There are two types of Supervised Learning: Classification and Regression. With Classification, you're trying to predict a discrete. class label based on the various features. An example of this could be predicting what breed a dog is based on its height, weight, and length. With Regression, you're trying to predict a continuous value based on the various features. An example of this is predicting the price of a used car based on its mileage, age, and title status.
Discrete values are distinct numbers or classes that can represent the output. These are typically represented either by integers or text-based classes. Continuous values are numbers on a number line. These are alomost always represented by floating point numbers.
Unsupervised Learning
Summary
In Unsupervised Learning, the computer learns by making use of unlabeled data.
Clustering and Object Identification algorithms are common examples of Unservised learning, as the computer needs to find trends between samples without any guidance. This is useful for reducing bias in training samples and gaining data-driven insights.
Clustering is the process of grouping a set of samples in such a way that similar objects fall into the same group. Foe example, suppose you have a dataset of 500 songs. Your goal is to assign each song to a particular genre. However, you don't know which song is currently assigned to which genre. You can use a clustering algorithm to group songs with similar characteristics to create genre groups.
Unsupervised learning can be used to speed up outlier detection. Outliers are data points that exist two standard deviations above or below the mean. Outliers can produce bias within Supervised Learning models, so this technique is commonly used when building Supervised Learning models.
Latent variables are variables that aren't directly measured on an individual sample but are rather inferred from other variables. An example of a latent variable could be the "health status" of an individual based on the amount of time exercising, amount of ruit and vegetables consumed, and illness frequency.
Autoencoding is a process used by Neural Networks to reduce noise. This topic is dicussed in the "Deep Learning" section of this Tutorial Topic.
Reinforcement Learning
Summary
In Reinforcement Learning, the computer learns by making mistakes and getting rewarded. Rather than retrieving Training Data, the computer receives a task to complete and then goes through a series of trial and error, receiving rewards for when it succeeds, in order to learn.
In the real world, children learn most things by getting rewards for doing something correctly, and reaping natural consequences for doing something incorrectly. A similar pattern is followed when training models to complete complex tasks. The model receives some sort of positive signal when it's going in the right direction, and a negative signal when it does the opposite.
In the context of Reinforcement Learning, an Agent is the machine that is performing the task and receives feedback. Agents perform tasks based on inputs known as states.
In the context of Reinforcement Learning, the Environment is the virtual, or sometimes physical, location where the machine performs the assigned task.
Just like showing your work in Algebra class, the same principle applies to Reinforcement Learning models. If the Agent performs a task successfully but doesn't know how it accomplished it, how can it do it again? States track the steps taken by the Agent in the specific iteration. This allows the Agent to analyze the steps and the result to reproduce the results in different scenarios. This process keeps going until the Agent performs the task successfully, with minimal error, in every assigned scenario (such as different terrain, different times of year, or with obstacles).

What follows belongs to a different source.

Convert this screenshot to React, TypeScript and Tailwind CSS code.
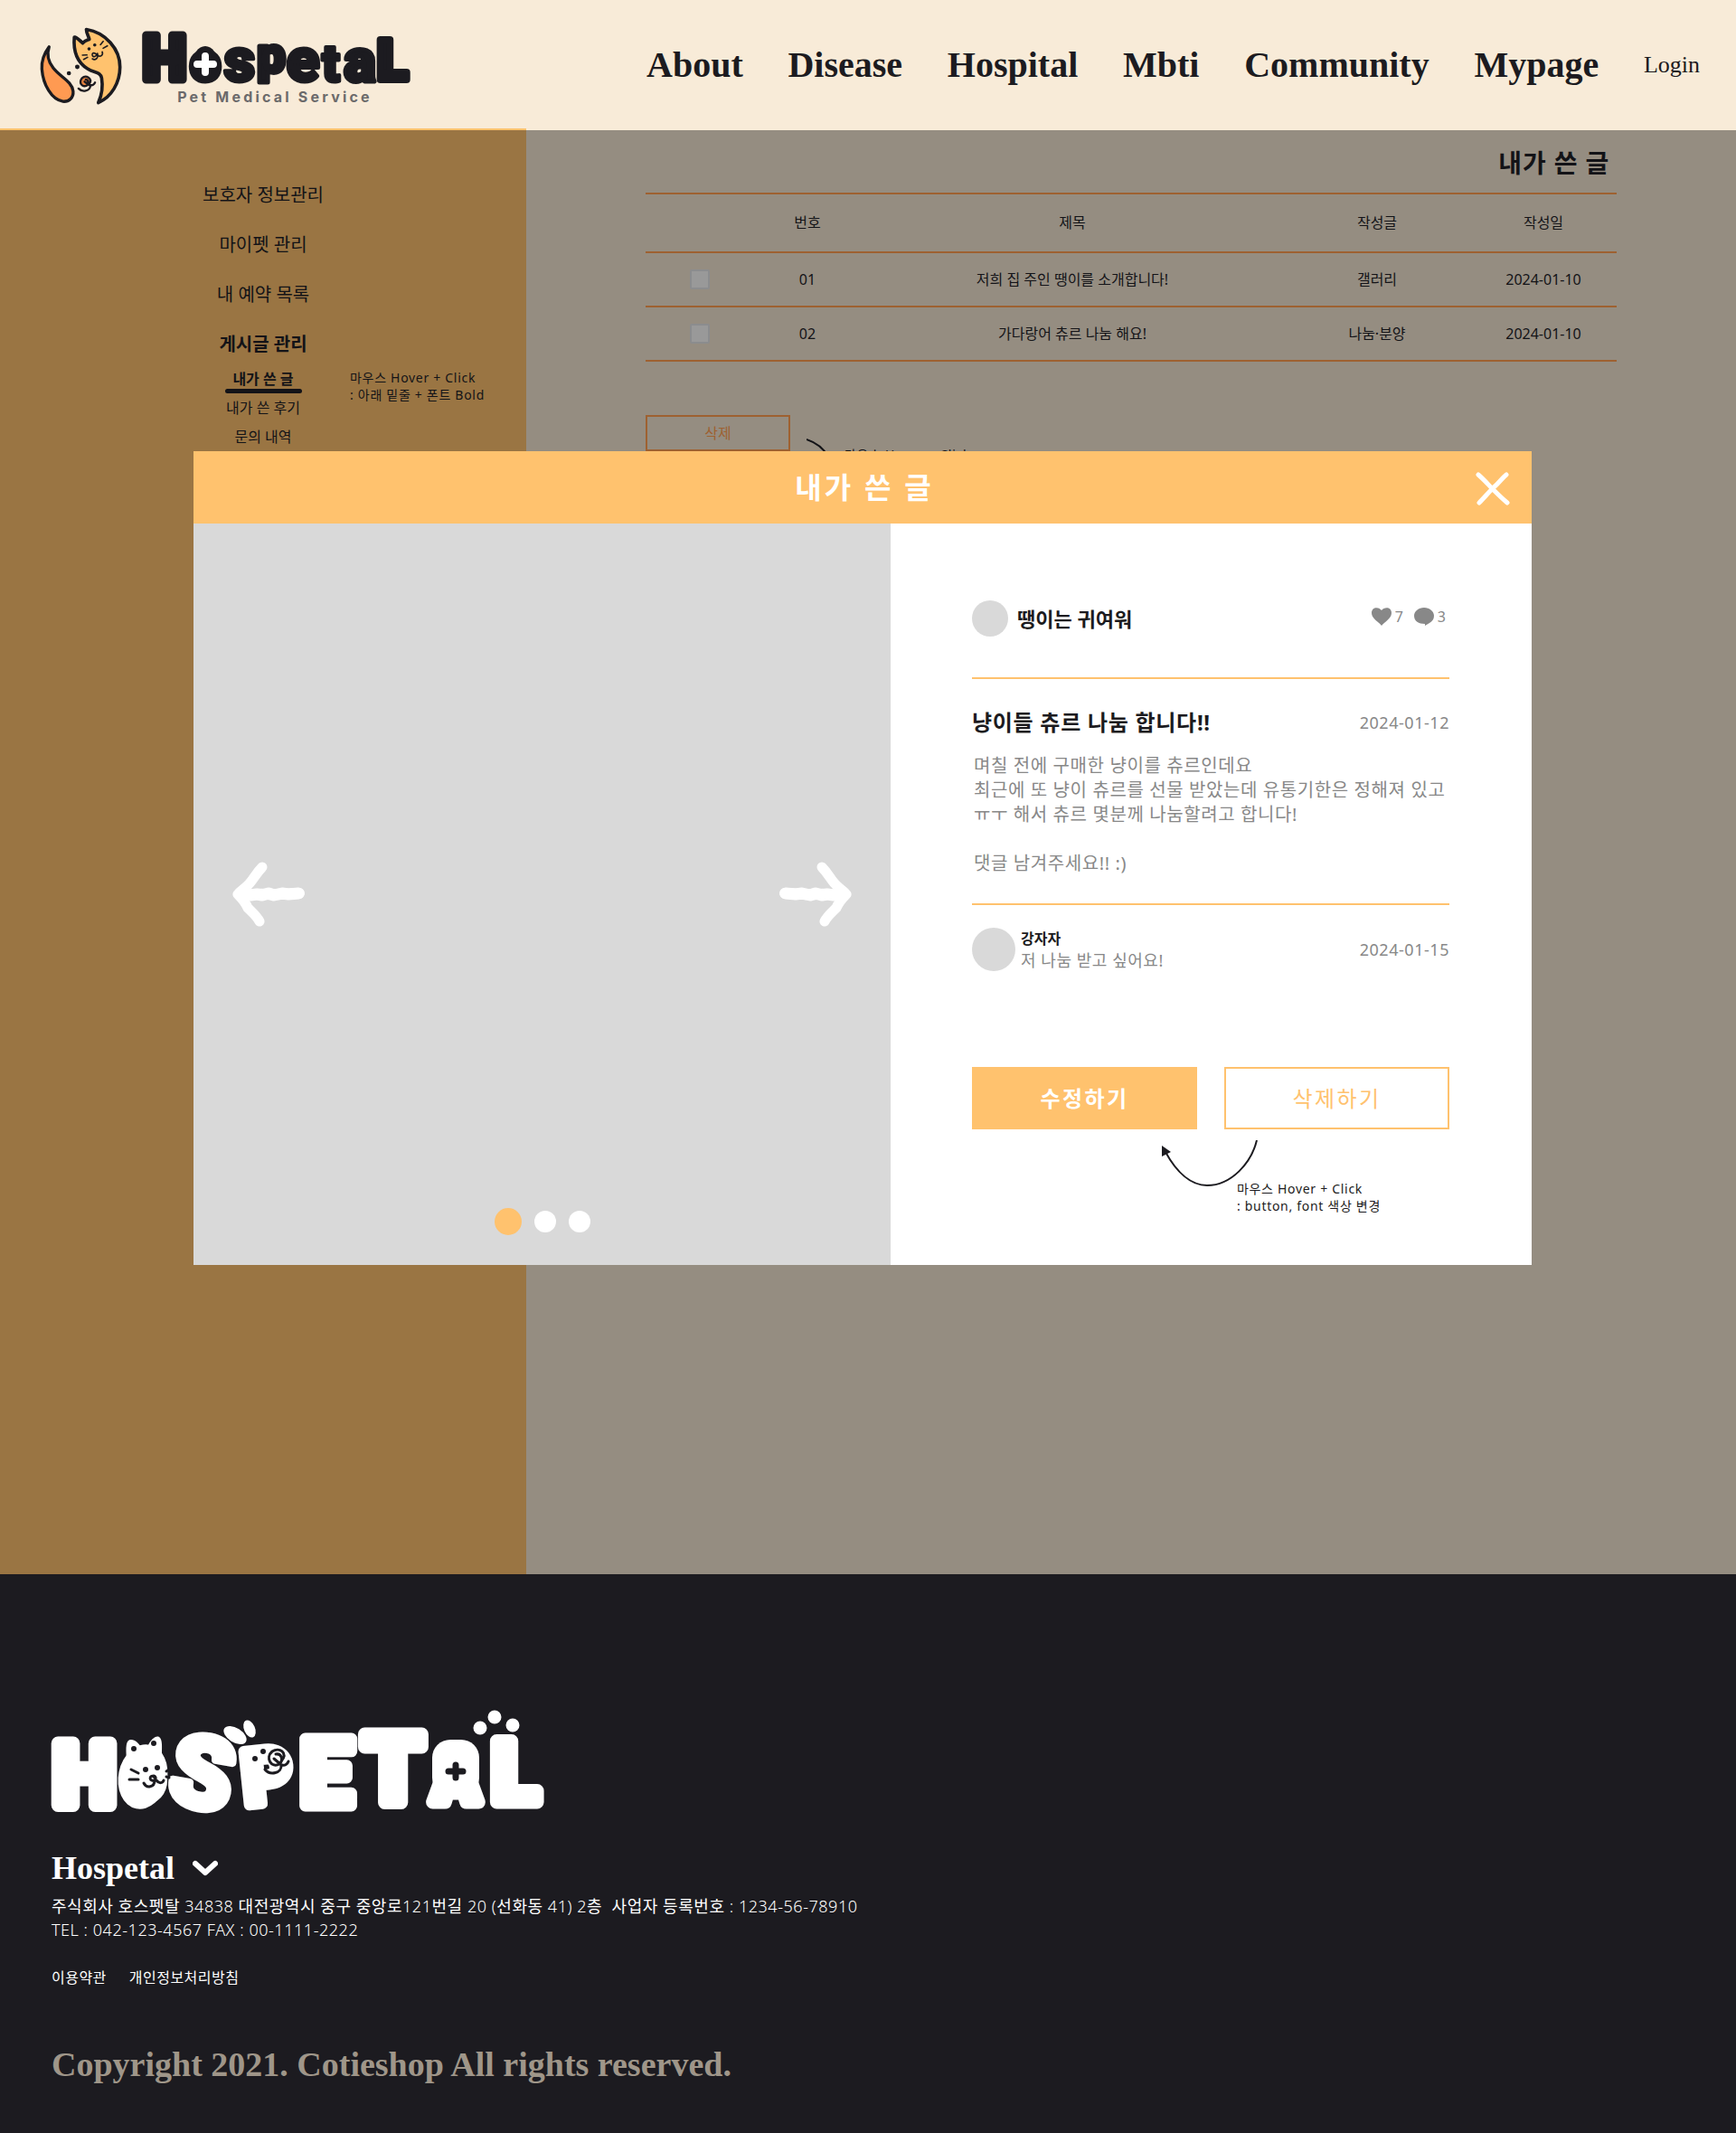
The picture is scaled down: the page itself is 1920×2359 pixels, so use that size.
import React from "react";

const navLinks = ["About", "Disease", "Hospital", "Mbti", "Community", "Mypage"];

const posts = [
  { no: "01", title: "저희 집 주인 땡이를 소개합니다!", board: "갤러리", date: "2024-01-10" },
  { no: "02", title: "가다랑어 츄르 나눔 해요!", board: "나눔·분양", date: "2024-01-10" },
];

function PetMark() {
  return (
    <svg viewBox="70 50 280 270" className="h-[90px] w-[93px] shrink-0" fill="none" stroke="#1c1b20" strokeLinecap="round" strokeLinejoin="round" aria-hidden="true">
      <path d="M228 66C292 76 341 132 340 192C340 244 311 292 268 310C280 284 283 252 279 228C275 206 254 212 232 197C198 176 184 140 188 92L190 92C198 94 206 102 216 112C222 104 230 102 238 99C235 88 228 78 228 66Z" fill="#ffc26e" strokeWidth="11" />
      <path d="M104 124C96 148 100 172 118 195C140 224 180 238 184 272C186 294 170 308 150 306C112 300 84 250 80 198C78 166 92 140 104 124Z" fill="#ff9a52" strokeWidth="10" />
      <g strokeWidth="5">
        <path d="M263 152C258 142 246 143 248 152C250 160 262 158 265 146C270 164 256 170 248 164M266 152C274 160 285 152 281 141" />
        <path d="M215 152L230 151M219 166L232 159M275 117L284 106M284 129L298 121" />
      </g>
      <g fill="#1c1b20" stroke="none">
        <circle cx="237" cy="131" r="5.5" />
        <circle cx="256" cy="118" r="5.5" />
        <circle cx="198" cy="191" r="7.5" />
        <circle cx="170" cy="212" r="7" />
      </g>
      <circle cx="226" cy="240" r="17" fill="#e8833f" stroke="none" />
      <path d="M238 248C250 228 226 216 213 229C202 244 214 260 229 253C238 246 234 234 226 233M222 240L236 251M202 263C214 276 240 274 242 252M242 251C248 254 254 250 257 243" strokeWidth="7" />
    </svg>
  );
}

function HeaderWordmark() {
  return (
    <svg viewBox="0 0 296 64" className="h-16 w-[296px] overflow-visible" role="img" aria-label="Hospetal">
      <g fill="#1c1b20" stroke="#1c1b20" strokeLinejoin="round" fontFamily="Roboto, sans-serif" fontWeight="900" textAnchor="middle">
        <text x="26" y="57" fontSize="68" strokeWidth="9">H</text>
        <text x="71" y="58" fontSize="60" strokeWidth="6">o</text>
        <text x="109" y="59" fontSize="68" strokeWidth="4">s</text>
        <text x="144" y="49" fontSize="56" strokeWidth="5">p</text>
        <text x="179" y="59" fontSize="68" strokeWidth="4">e</text>
        <text x="210" y="59" fontSize="58" strokeWidth="4">t</text>
        <text x="242" y="59" fontSize="66" strokeWidth="5">a</text>
        <text x="278" y="57" fontSize="62" strokeWidth="8">L</text>
      </g>
      <ellipse cx="71" cy="40" rx="14" ry="20" fill="#1c1b20" />
      <path d="M71 31V49M62 40H80" stroke="#fff" strokeWidth="8" strokeLinecap="round" />
    </svg>
  );
}

function FooterWordmark() {
  return (
    <svg viewBox="0 0 546 120" className="h-[120px] w-[546px] max-w-full overflow-visible" role="img" aria-label="Hospetal">
      <g fill="#fff" stroke="#fff" strokeWidth="15" strokeLinejoin="round" fontFamily="Roboto, sans-serif" fontWeight="900" textAnchor="middle">
        <text x="36" y="107" fontSize="97">H</text>
        <text x="102" y="98" fontSize="60">O</text>
        <text x="167" y="109" fontSize="110" strokeWidth="9" transform="rotate(10 167 70)">S</text>
        <text x="238" y="104" fontSize="84" strokeWidth="12" transform="rotate(-6 238 70)">P</text>
        <text x="304" y="107" fontSize="104" strokeWidth="13">E</text>
        <text x="378" y="103" fontSize="106">T</text>
        <text x="447" y="103" fontSize="74">A</text>
        <text x="513" y="103" fontSize="95">L</text>
      </g>
      <g fill="#fff">
        <ellipse cx="101" cy="75" rx="27" ry="36" transform="rotate(12 101 75)" />
        <path d="M83 56C82 42 82 34 88 34C93 34 96 38 99 42C103 42 106 41 107 40C110 34 115 29 119 31C123 34 122 42 122 50Z" />
        <rect x="421" y="34" width="52" height="62" rx="20" />
        <ellipse cx="203" cy="29" rx="14" ry="8" transform="rotate(32 203 29)" />
        <ellipse cx="219" cy="22" rx="6" ry="10" transform="rotate(-24 219 22)" />
        <circle cx="474" cy="21" r="7.5" />
        <circle cx="490" cy="9" r="7.5" />
        <circle cx="510" cy="18" r="7.5" />
      </g>
      <g fill="#1c1b20">
        <circle cx="91" cy="44" r="3" />
        <circle cx="113" cy="38" r="3" />
        <circle cx="104" cy="67" r="3" />
        <circle cx="117" cy="65" r="3" />
        <circle cx="225" cy="55" r="3" />
        <circle cx="234" cy="47" r="3" />
      </g>
      <g fill="none" stroke="#1c1b20" strokeWidth="3" strokeLinecap="round" strokeLinejoin="round">
        <path d="M88 67L96 71M86 78H96M127 69L130 67M127 75L130 76" />
        <path d="M115 77C110 70 107 78 111 79C115 80 117 75 113 74M114 79C114 87 105 88 102 82M116 79C119 83 123 82 124 79" />
        <path d="M254 58C262 48 252 42 244 47C236 54 243 66 252 61C257 56 254 49 248 50M246 55L253 61M236 67C242 74 255 71 254 62M255 62C258 63 261 61 262 58" />
      </g>
      <path d="M447 62V76M439 69H455" stroke="#1c1b20" strokeWidth="7" strokeLinecap="round" />
    </svg>
  );
}

function BrushArrow({ flip = false }: { flip?: boolean }) {
  return (
    <svg viewBox="0 0 82 72" className={flip ? "h-[72px] w-[82px] -scale-x-100" : "h-[72px] w-[82px]"} fill="none" stroke="#fff" strokeLinecap="round" strokeLinejoin="round" aria-hidden="true">
      <path d="M33 6C25 14 23 21 16 27C12 31 8 33 6 36C10 40 14 44 17 51C22 56 27 60 30 66" strokeWidth="11" />
      <path d="M10 36C22 37 28 35 38 36S62 35 74 35" strokeWidth="12" />
      <path d="M20 37L27 36L33 37L40 35L46 37L55 35L62 36L73 35" strokeWidth="13" />
    </svg>
  );
}

function HoverNote({ detail }: { detail?: string }) {
  return (
    <p className="text-[14px] leading-[19px] tracking-[0.05em] whitespace-nowrap">
      마우스 Hover + Click
      {detail && (
        <>
          <br />: {detail}
        </>
      )}
    </p>
  );
}

function SiteHeader() {
  return (
    <header className="flex h-[142px] items-start justify-between bg-[#f8ebd8] pr-10 pl-[43px]">
      <a href="#home" className="flex gap-5 pt-[27px]" aria-label="Hospetal home">
        <PetMark />
        <span className="flex flex-col pt-1">
          <HeaderWordmark />
          <span className="mt-0.5 text-center font-['Inter'] text-[16px] leading-5 font-bold tracking-[0.2em] text-[#6b6a6b]">
            Pet Medical Service
          </span>
        </span>
      </a>
      <nav className="flex w-[1165px] items-center justify-between pt-12 font-['Liberation_Serif',serif] text-[#1c1b20]">
        {navLinks.map((label) => (
          <a key={label} href={`#${label.toLowerCase()}`} className="text-[40px] leading-[48px] font-bold">
            {label}
          </a>
        ))}
        <a href="#login" className="text-[26px] leading-8">
          Login
        </a>
      </nav>
    </header>
  );
}

function Sidebar() {
  return (
    <aside className="w-[582px] shrink-0 border-t-2 border-[#ffc26e] bg-[#9a7543] pt-[57px]">
      <nav>
        <ul className="flex flex-col gap-[25px] text-center text-[20px] leading-[30px]">
          <li><a href="#guardian">보호자 정보관리</a></li>
          <li><a href="#mypet">마이펫 관리</a></li>
          <li><a href="#reservations">내 예약 목록</a></li>
          <li>
            <a href="#posts" className="font-bold">게시글 관리</a>
            <ul className="mt-[7px] text-[16px] leading-8">
              <li className="relative">
                <a href="#my-posts" className="relative inline-block w-[85px] font-bold after:absolute after:inset-x-0 after:bottom-0 after:h-[5px] after:rounded-full after:bg-[#131317]">
                  내가 쓴 글
                </a>
                <div className="absolute top-[5px] left-[387px] text-left">
                  <HoverNote detail="아래 밑줄 + 폰트 Bold" />
                </div>
              </li>
              <li><a href="#my-reviews">내가 쓴 후기</a></li>
              <li><a href="#inquiries">문의 내역</a></li>
            </ul>
          </li>
        </ul>
      </nav>
    </aside>
  );
}

function PostTable() {
  return (
    <table className="mt-[15px] w-full table-fixed border-separate border-spacing-0 text-center text-[16px]">
      <colgroup>
        <col className="w-[120px]" />
        <col className="w-[118px]" />
        <col />
        <col className="w-[206px]" />
        <col className="w-[162px]" />
      </colgroup>
      <thead>
        <tr>
          {["", "번호", "제목", "작성글", "작성일"].map((h, i) => (
            <th key={i} scope="col" aria-label={h || "선택"} className="h-[67px] border-y-2 border-[#9e6131] p-0 pb-0.5 font-normal">
              {h}
            </th>
          ))}
        </tr>
      </thead>
      <tbody>
        {posts.map((post) => (
          <tr key={post.no}>
            <td className="h-[60px] border-b-2 border-[#9e6131] p-0">
              <input
                type="checkbox"
                aria-label={`${post.title} 선택`}
                className="mx-auto block size-[22px] appearance-none rounded-xs border-2 border-[#8b8c8e] bg-[#999999]"
              />
            </td>
            <td className="border-b-2 border-[#9e6131] p-0">{post.no}</td>
            <td className="border-b-2 border-[#9e6131] p-0">{post.title}</td>
            <td className="border-b-2 border-[#9e6131] p-0">{post.board}</td>
            <td className="border-b-2 border-[#9e6131] p-0">{post.date}</td>
          </tr>
        ))}
      </tbody>
    </table>
  );
}

function PostDialog() {
  return (
    <section role="dialog" aria-labelledby="dialog-title" className="absolute top-[357px] right-[226px] left-[214px] bg-white">
      <header className="relative flex h-20 items-center justify-center bg-[#ffc26e]">
        <h2 id="dialog-title" className="pl-1 text-[32px] font-bold tracking-[0.1em] text-white">내가 쓴 글</h2>
        <button type="button" aria-label="닫기" className="absolute top-[22px] right-6">
          <svg viewBox="0 0 38 38" className="size-[38px]" fill="none" stroke="#fff" strokeWidth="5" strokeLinecap="round" strokeLinejoin="round" aria-hidden="true">
            <path d="M3 4C9 9 14 15 19 20C24 25 29 30 35 35M34 4C29 8 26 13 20 18C14 24 9 30 4 35" />
          </svg>
        </button>
      </header>
      <div className="grid min-h-[820px] grid-cols-[771fr_709fr]">
        <div className="relative flex items-center justify-between bg-[#d9d9d9] px-[43px]">
          <button type="button" aria-label="이전 사진"><BrushArrow /></button>
          <button type="button" aria-label="다음 사진"><BrushArrow flip /></button>
          <div className="absolute inset-x-0 bottom-[33px] flex items-center justify-center gap-3.5">
            <button type="button" aria-label="사진 1" className="size-[30px] rounded-full bg-[#ffc26e]" />
            <button type="button" aria-label="사진 2" className="size-6 rounded-full bg-white" />
            <button type="button" aria-label="사진 3" className="size-6 rounded-full bg-white" />
          </div>
        </div>

        <article className="pt-[85px] pr-[91px] pl-[90px] text-[#888888]">
          <header className="flex items-center border-b-2 border-[#ffc26e] pb-[45px]">
            <span className="size-10 rounded-full bg-[#d9d9d9]" />
            <h3 className="ml-2.5 text-[22px] leading-10 font-bold text-[#1c1b20]">땡이는 귀여워</h3>
            <span className="ml-auto flex items-center gap-1 pr-1 pb-1 text-[16px] leading-5">
              <svg viewBox="0 0 22 20" className="h-5 w-[22px]" fill="#888888" role="img" aria-label="좋아요">
                <path d="M11 20C8 16 0 12 0 6C0 -1 8 -1 11 3C14 -1 22 -1 22 6C22 12 14 16 11 20Z" />
              </svg>
              <span>7</span>
              <svg viewBox="0 0 22 20" className="ml-2 h-5 w-[22px]" fill="#888888" role="img" aria-label="댓글">
                <path d="M11 0C17 0 22 4 22 9C22 13 20 15 17 17L12 20L12 18C5 18 0 15 0 9C0 4 5 0 11 0Z" />
              </svg>
              <span>3</span>
            </span>
          </header>

          <div className="mt-[30px] flex items-center justify-between">
            <h4 className="text-[24px] leading-9 font-bold tracking-[0.03em] text-[#1c1b20]">냥이들 츄르 나눔 합니다!!</h4>
            <time className="text-[18px] tracking-[0.03em]">2024-01-12</time>
          </div>
          <p className="mt-4 border-b-2 border-[#ffc26e] pb-[31px] pl-0.5 text-[20px] leading-[27px] tracking-[0.03em] whitespace-nowrap">
            며칠 전에 구매한 냥이를 츄르인데요
            <br />
            최근에 또 냥이 츄르를 선물 받았는데 유통기한은 정해져 있고
            <br />
            ㅠㅜ 해서 츄르 몇분께 나눔할려고 합니다!
            <br />
            <br />
            댓글 남겨주세요!! :)
          </p>

          <div className="mt-[25px] flex items-center">
            <span className="size-12 rounded-full bg-[#d9d9d9]" />
            <div className="ml-1.5 leading-6">
              <p className="text-[16px] font-bold text-[#1c1b20]">강자자</p>
              <p className="text-[18px] tracking-[0.03em]">저 나눔 받고 싶어요!</p>
            </div>
            <time className="ml-auto text-[18px] tracking-[0.03em]">2024-01-15</time>
          </div>

          <div className="mt-[106px] grid grid-cols-2 gap-[30px] text-[24px] tracking-[0.1em]">
            <button type="button" className="h-[69px] bg-[#ffc26e] font-bold text-white">수정하기</button>
            <button type="button" className="h-[69px] border-2 border-[#ffc26e] text-[#ffc26e]">삭제하기</button>
          </div>

          <div className="mt-3 flex items-start justify-end pr-[76px] text-[#1c1b20]">
            <svg viewBox="0 0 108 52" className="-mr-6 h-[52px] w-[108px]" fill="none" aria-hidden="true">
              <path d="M106 0C100 25 78 50 51 50C33 50 17 35 5 13" stroke="#1c1b20" strokeWidth="2" />
              <path d="M1 6L11 13L1 18Z" fill="#1c1b20" />
            </svg>
            <div className="mt-11">
              <HoverNote detail="button, font 색상 변경" />
            </div>
          </div>
        </article>
      </div>
    </section>
  );
}

function Thin({ children }: { children: React.ReactNode }) {
  return <span className="font-light">{children}</span>;
}

function SiteFooter() {
  return (
    <footer className="bg-[#1c1b20] px-[57px] pt-[149px] pb-14 text-white">
      <FooterWordmark />
      <div className="mt-9 flex items-center gap-5">
        <strong className="font-['Liberation_Serif',serif] text-[36px] leading-10 font-bold">Hospetal</strong>
        <button type="button" aria-label="회사 정보 펼치기">
          <svg viewBox="0 0 28 18" className="h-[18px] w-7" fill="none" stroke="#fff" strokeWidth="6" strokeLinecap="round" strokeLinejoin="round" aria-hidden="true">
            <path d="M3 4L14 14L25 4" />
          </svg>
        </button>
      </div>
      <address className="mt-[9px] text-[18px] leading-[26px] tracking-[0.03em] not-italic">
        주식회사 호스펫탈 <Thin>34838</Thin> 대전광역시 중구 중앙로<Thin>121</Thin>번길 <Thin>20 (</Thin>선화동 <Thin>41) 2</Thin>층&nbsp; 사업자 등록번호 <Thin>: 1234-56-78910</Thin>
        <br />
        <Thin>TEL : 042-123-4567 FAX : 00-1111-2222</Thin>
      </address>
      <div className="mt-7 flex gap-[25px] text-[16px] leading-6 tracking-[0.03em]">
        <a href="#terms">이용약관</a>
        <a href="#privacy">개인정보처리방침</a>
      </div>
      <p className="mt-16 font-['Liberation_Serif',serif] text-[38px] leading-10 font-bold text-[#9f9689]">
        Copyright 2021. Cotieshop All rights reserved.
      </p>
    </footer>
  );
}

export default function App() {
  return (
    <div className="font-['Noto_Sans','Noto_Sans_CJK_KR',sans-serif]">
      <SiteHeader />
      <div className="relative flex min-h-[1599px] text-[#131317]">
        <Sidebar />
        <main className="grow border-t-2 border-[#f8ebd8] bg-[#958d81] px-[132px] pt-[18px]">
          <h1 className="pr-2 text-right text-[28px] leading-9 font-bold tracking-[0.03em]">내가 쓴 글</h1>
          <PostTable />
          <div className="mt-[59px] flex items-start">
            <button type="button" className="h-10 w-40 border-2 border-[#9e6131] text-[16px] text-[#9e6131]">삭제</button>
            <svg viewBox="0 0 42 60" className="mt-[26px] ml-[18px] h-[60px] w-[42px]" fill="none" stroke="#131317" strokeWidth="2" aria-hidden="true">
              <path d="M0 1C12 5 19 11 24 20C28 28 30 40 28 54" />
            </svg>
            <div className="mt-[34px]">
              <HoverNote />
            </div>
          </div>
        </main>
        <PostDialog />
      </div>
      <SiteFooter />
    </div>
  );
}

Credit Assignments are very similar to Exams. They test the Agent's ability to perform the assigned task in a realistic environment. Values are numerical representations given to possible rewards. Some rewards are more risky but provide much greater performance, whereas others guarantee successful outcome, but the performance may be lacking. Policies are assigned to the Agent to go after specific values based on their risk-reward criteria. The Agent iterates through every possible value and policy to find the most efficient way to perform the task assigned.
In Reinforcement Learning, Exploitation is where the agent takes the first path it finds successful. Although this guarantees success, it can also be very inefficient in reaching the goal. With Exploration, the Agent is able to explore new ways of finding success while optimizing its rewards.